Cantilever Beam with Applied Moment at Tip — Beam Elements

Problem Statement


To view this project in FLAC3D, use the menu command Help ► Examples…. Choose “Structure/Beam/Cantilever” and select “Cantilever.prj” to load. The main data files used are shown at the end of this example. The remaining data files can be found in the project.

A cantilever beam is subjected to an applied moment at its tip, as shown in Figure 1. This problem is an example of geometric nonlinearity, whereby deformations significantly alter the location of loads, so that equilibrium equations must be written with respect to the deformed geometry. Such problems can be solved by running FLAC3D in large-strain mode. The large-strain \(y\)-direction deflection at the beam tip (assuming that the material remains linearly elastic) is given by Cook et al. (1989, pp. 529-531) as

(1)\[{v_{\rm tip}\ =\ {E I \over {M}} \left(1 - \cos \biggl({M L \over E I}\biggr)\right)}\]
where: \(E\) = Young’s modulus; and
  \(I\) = second moment of inertia (\(I\) = \(I_y\) = \(I_z\)).
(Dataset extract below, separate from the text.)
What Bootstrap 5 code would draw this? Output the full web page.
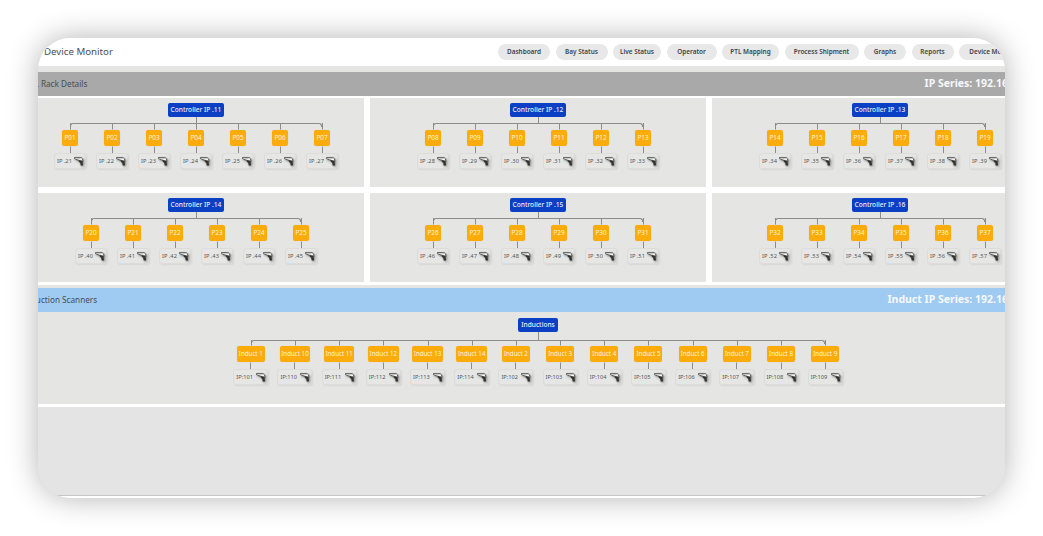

Figure 1: Cantilever beam with applied moment at tip.

Several properties and loading conditions are used in this example:

cross-sectional area (\(A\)) 0.006 m3
Young’s modulus (\(E\)) 200 GPa
Poisson’s ratio (\(\nu\)) 0.30
second moment with respect to local \(y\)-axis (I\(_y\)) 200 × 10-6 m4
second moment with respect to local \(z\)-axis (I\(_z\)) 200 × 10-6 m4
polar moment of inertia (\(J\)) 0.0
beam length (\(L\)) 10 m
applied moment at tip (\(M\)) 5 × 106 N-m

For these conditions, the theoretical tip deflection, \(v_{\rm tip}\), is given by equation (1) to be 5.477 m.

The FLAC3D model consists of 10 beam elements and 11 nodes. Boundary conditions corresponding to beam-theory behavior are imposed on all the nodes: namely, no translation in the \(z\)-direction, and no rotation about the \(x\)- and \(y\)-axes. The left end is fully fixed in all six degrees of freedom. And a moment vector aligned with the \(z\)-direction is applied to the node at the beam tip.
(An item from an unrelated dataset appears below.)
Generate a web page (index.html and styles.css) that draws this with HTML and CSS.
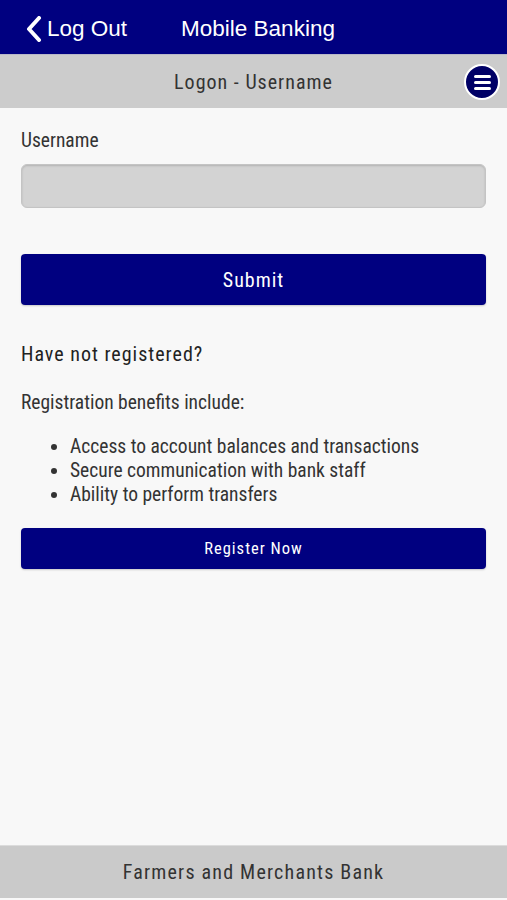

The final structural configuration is shown in Figure 2. The \(y\)-direction deflection at the beam tip equals 5.497 m, which is within 0.36% of the analytical solution.


Figure 2: Final structural configuration.


Cook, R. D., D. S. Malkus and M. E. Plesha. Concepts and Applications of Finite Element Analysis, Third Edition. New York: John Wiley & Sons Inc. (1989).

Data File


model new
model title ...
      'Cantilever beam, applied moment of 5e6 at tip (large-strain solution)'
; Create beam and assign properties
struct beam create by-line (0,0,0) (10,0,0) segments=10
struct beam property young=2e11 poisson=0.3
struct beam property cross-sectional-area=6e-3 moi-z=200e-6 ...
                     moi-y=200e-6 moi-polar=0
; Boundary conditions
struct node fix velocity-z rotation-x rotation-y ; restrict all non-beam modes
struct node fix velocity rotation range position-x 0     ;  fully fix left end
struct node apply moment=(0,0,5e6) range position-x 10   ; apply moment at tip
; Run the model
model large-strain on
model solve ratio-local=1e-7
model save 'Cantilever'